### PROBLEM DESCRIPTION
Across the entries below, count the lines in which the word "components" occurs. Reply with the count alone.

Code that builds pages
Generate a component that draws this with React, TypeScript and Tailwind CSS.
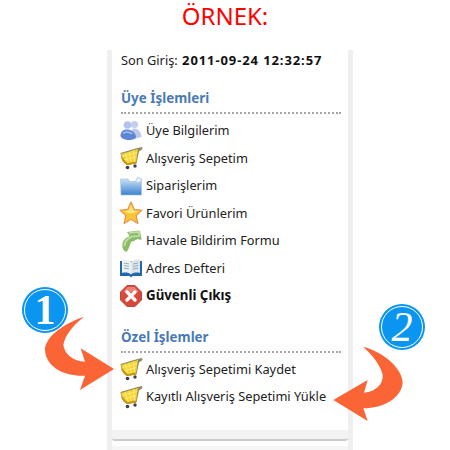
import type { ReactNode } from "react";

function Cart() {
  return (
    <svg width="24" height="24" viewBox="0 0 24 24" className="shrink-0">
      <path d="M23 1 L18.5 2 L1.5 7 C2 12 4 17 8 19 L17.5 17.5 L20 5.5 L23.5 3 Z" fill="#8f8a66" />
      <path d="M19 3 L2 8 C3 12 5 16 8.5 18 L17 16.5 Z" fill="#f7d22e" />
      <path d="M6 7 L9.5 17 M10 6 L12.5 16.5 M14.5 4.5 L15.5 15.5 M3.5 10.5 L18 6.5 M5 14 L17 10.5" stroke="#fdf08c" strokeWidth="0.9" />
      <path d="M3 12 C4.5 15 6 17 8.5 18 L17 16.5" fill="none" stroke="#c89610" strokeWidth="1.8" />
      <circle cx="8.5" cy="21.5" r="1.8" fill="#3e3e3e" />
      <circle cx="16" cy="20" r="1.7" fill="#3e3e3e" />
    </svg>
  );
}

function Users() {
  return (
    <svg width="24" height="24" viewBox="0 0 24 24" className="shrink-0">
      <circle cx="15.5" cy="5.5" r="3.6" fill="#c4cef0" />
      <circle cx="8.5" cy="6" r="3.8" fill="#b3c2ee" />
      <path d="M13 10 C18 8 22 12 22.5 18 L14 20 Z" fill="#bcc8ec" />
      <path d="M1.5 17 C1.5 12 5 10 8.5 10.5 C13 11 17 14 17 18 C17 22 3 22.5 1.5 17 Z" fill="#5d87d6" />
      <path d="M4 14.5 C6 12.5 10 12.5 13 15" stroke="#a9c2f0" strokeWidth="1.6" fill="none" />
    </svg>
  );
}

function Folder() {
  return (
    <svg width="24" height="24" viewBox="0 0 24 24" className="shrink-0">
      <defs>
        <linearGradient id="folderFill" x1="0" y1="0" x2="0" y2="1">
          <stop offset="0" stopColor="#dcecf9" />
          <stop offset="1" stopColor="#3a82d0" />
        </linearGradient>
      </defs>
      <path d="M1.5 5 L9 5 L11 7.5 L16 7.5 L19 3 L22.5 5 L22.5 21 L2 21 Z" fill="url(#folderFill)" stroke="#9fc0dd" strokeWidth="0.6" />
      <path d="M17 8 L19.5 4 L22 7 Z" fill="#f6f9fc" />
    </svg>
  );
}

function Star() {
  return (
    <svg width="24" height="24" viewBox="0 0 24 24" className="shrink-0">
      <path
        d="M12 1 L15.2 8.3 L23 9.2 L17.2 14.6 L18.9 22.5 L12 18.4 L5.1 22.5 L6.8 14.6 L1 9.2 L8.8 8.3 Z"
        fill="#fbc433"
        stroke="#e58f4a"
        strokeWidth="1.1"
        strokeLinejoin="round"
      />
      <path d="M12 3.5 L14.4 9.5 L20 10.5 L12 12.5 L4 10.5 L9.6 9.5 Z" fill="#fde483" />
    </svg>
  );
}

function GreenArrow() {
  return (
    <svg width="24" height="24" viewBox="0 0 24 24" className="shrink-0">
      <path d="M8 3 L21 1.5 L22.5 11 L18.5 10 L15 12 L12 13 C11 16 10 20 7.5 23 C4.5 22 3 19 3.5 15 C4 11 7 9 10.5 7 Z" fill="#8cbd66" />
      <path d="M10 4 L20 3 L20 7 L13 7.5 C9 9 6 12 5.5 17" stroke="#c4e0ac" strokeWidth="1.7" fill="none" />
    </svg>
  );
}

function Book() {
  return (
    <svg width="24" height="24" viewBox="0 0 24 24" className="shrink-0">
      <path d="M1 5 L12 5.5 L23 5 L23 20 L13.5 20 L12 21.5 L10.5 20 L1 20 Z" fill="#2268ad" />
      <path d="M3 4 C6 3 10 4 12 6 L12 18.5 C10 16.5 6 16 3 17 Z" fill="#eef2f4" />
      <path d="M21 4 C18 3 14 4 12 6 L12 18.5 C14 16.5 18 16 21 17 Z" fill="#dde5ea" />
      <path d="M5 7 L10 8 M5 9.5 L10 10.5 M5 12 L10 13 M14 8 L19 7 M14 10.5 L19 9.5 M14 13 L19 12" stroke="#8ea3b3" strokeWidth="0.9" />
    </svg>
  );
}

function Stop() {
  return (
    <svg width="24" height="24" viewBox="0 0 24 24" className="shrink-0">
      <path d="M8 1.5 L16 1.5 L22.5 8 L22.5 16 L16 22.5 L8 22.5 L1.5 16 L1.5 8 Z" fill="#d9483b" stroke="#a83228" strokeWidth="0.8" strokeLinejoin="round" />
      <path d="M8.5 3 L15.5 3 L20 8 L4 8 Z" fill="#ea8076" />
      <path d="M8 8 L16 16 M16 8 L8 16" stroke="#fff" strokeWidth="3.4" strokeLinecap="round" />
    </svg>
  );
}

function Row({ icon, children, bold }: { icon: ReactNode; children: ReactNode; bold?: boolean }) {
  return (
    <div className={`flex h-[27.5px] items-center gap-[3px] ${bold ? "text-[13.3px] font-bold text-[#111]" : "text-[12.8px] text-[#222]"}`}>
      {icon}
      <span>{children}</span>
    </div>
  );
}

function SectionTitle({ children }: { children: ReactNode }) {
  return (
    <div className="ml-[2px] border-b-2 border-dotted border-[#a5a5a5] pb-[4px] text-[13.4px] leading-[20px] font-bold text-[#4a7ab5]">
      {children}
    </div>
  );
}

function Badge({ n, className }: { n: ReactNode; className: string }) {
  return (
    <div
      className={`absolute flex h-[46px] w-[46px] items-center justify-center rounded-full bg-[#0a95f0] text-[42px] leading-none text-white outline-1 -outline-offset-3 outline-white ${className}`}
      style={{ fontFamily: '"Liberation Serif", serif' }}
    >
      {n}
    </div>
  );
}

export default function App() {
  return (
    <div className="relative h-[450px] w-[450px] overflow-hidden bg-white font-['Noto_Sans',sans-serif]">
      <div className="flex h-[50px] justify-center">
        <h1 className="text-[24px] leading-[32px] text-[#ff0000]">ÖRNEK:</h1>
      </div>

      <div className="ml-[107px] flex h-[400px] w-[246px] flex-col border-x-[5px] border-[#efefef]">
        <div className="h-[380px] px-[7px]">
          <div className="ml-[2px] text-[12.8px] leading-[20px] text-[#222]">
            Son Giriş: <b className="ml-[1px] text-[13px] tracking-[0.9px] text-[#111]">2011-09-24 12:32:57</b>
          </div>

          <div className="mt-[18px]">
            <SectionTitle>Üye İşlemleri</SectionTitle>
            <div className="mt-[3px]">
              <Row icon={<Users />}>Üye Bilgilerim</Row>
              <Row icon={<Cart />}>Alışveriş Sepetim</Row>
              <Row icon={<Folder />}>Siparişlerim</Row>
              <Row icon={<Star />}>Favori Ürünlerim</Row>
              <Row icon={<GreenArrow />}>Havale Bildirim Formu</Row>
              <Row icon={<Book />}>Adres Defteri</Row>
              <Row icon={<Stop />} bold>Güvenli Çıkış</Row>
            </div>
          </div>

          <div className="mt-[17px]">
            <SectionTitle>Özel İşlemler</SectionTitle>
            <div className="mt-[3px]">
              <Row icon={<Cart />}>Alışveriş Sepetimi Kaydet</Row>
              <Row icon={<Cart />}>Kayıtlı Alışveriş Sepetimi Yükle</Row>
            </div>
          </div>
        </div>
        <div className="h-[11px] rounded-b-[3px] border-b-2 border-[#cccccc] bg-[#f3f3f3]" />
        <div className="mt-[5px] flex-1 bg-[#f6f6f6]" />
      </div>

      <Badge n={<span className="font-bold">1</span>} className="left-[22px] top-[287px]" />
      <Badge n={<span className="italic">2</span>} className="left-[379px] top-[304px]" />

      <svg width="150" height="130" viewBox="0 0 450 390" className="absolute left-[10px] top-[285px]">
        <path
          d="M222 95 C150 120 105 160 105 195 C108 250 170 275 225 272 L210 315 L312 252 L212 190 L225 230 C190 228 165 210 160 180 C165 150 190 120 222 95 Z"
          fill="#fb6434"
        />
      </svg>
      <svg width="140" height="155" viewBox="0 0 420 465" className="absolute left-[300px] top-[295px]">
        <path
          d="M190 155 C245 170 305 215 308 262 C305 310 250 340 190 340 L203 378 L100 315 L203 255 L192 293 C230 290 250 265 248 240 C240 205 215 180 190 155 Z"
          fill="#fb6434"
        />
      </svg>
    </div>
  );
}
* * *
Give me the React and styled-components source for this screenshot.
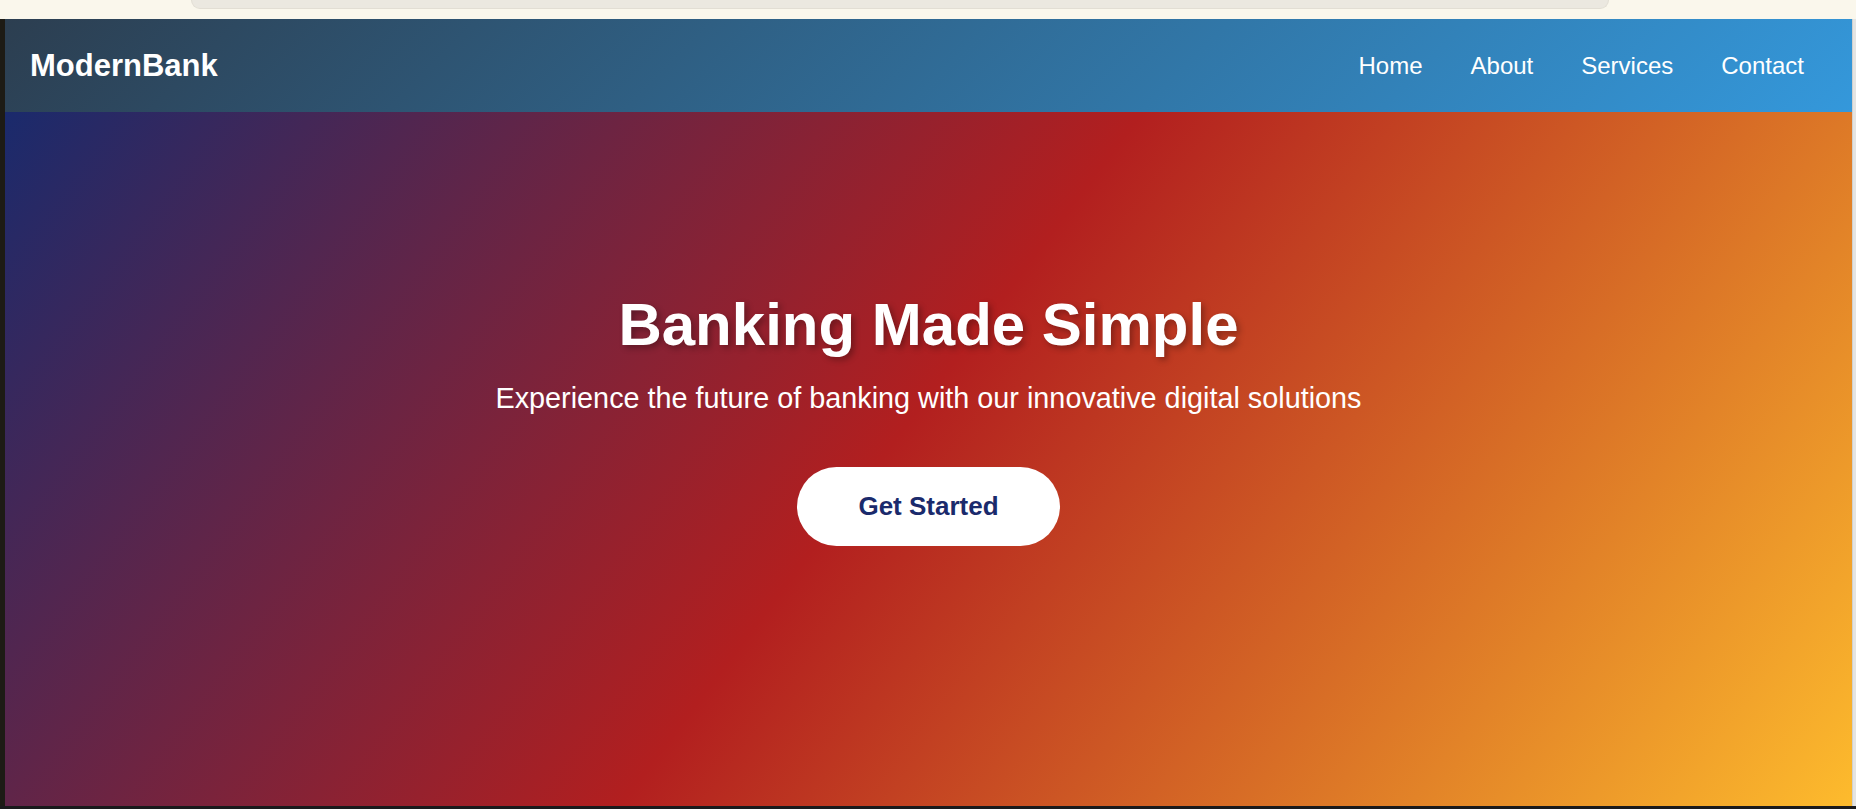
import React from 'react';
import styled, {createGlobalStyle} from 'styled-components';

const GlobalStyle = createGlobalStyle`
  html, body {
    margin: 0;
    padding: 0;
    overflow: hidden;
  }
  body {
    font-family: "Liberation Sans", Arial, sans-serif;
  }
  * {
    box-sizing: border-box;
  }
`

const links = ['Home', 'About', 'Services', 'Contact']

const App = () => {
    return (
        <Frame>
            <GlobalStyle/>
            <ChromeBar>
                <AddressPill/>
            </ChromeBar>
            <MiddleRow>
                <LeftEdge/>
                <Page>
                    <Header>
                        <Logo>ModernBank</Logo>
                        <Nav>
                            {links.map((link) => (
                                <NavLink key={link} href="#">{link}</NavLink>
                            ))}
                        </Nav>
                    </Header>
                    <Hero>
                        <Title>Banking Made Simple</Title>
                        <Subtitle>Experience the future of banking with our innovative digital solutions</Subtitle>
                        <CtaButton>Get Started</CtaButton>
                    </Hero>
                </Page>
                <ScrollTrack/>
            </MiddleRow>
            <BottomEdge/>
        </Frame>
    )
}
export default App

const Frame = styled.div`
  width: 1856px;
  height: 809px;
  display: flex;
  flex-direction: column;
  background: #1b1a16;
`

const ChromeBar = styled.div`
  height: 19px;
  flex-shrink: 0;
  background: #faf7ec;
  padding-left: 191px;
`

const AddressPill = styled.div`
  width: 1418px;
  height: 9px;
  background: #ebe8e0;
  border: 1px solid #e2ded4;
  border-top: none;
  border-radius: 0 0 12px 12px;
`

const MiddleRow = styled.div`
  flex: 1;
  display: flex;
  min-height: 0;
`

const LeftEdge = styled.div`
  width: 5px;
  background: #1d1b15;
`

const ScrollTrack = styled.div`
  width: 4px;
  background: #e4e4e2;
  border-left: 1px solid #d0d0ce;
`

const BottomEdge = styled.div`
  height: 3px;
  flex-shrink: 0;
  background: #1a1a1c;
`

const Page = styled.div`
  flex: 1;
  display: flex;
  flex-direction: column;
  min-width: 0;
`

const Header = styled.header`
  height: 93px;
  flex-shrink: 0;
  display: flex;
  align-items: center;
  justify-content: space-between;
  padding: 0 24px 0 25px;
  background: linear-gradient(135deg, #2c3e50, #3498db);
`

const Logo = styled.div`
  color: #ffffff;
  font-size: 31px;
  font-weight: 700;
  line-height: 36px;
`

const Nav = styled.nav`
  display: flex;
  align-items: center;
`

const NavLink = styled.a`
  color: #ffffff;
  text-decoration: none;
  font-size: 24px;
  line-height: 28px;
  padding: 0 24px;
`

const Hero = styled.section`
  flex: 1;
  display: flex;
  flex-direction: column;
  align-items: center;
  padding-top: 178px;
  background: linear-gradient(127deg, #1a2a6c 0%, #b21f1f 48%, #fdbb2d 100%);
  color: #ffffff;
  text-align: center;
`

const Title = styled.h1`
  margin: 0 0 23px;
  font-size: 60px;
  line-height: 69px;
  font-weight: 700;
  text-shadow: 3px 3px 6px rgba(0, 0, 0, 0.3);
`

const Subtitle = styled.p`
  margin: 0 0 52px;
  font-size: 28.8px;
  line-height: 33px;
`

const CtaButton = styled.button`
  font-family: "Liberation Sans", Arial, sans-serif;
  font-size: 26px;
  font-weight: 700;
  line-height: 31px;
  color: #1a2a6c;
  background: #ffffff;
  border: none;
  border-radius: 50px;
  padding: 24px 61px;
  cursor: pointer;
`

### SOLUTION TO THIS TASK
2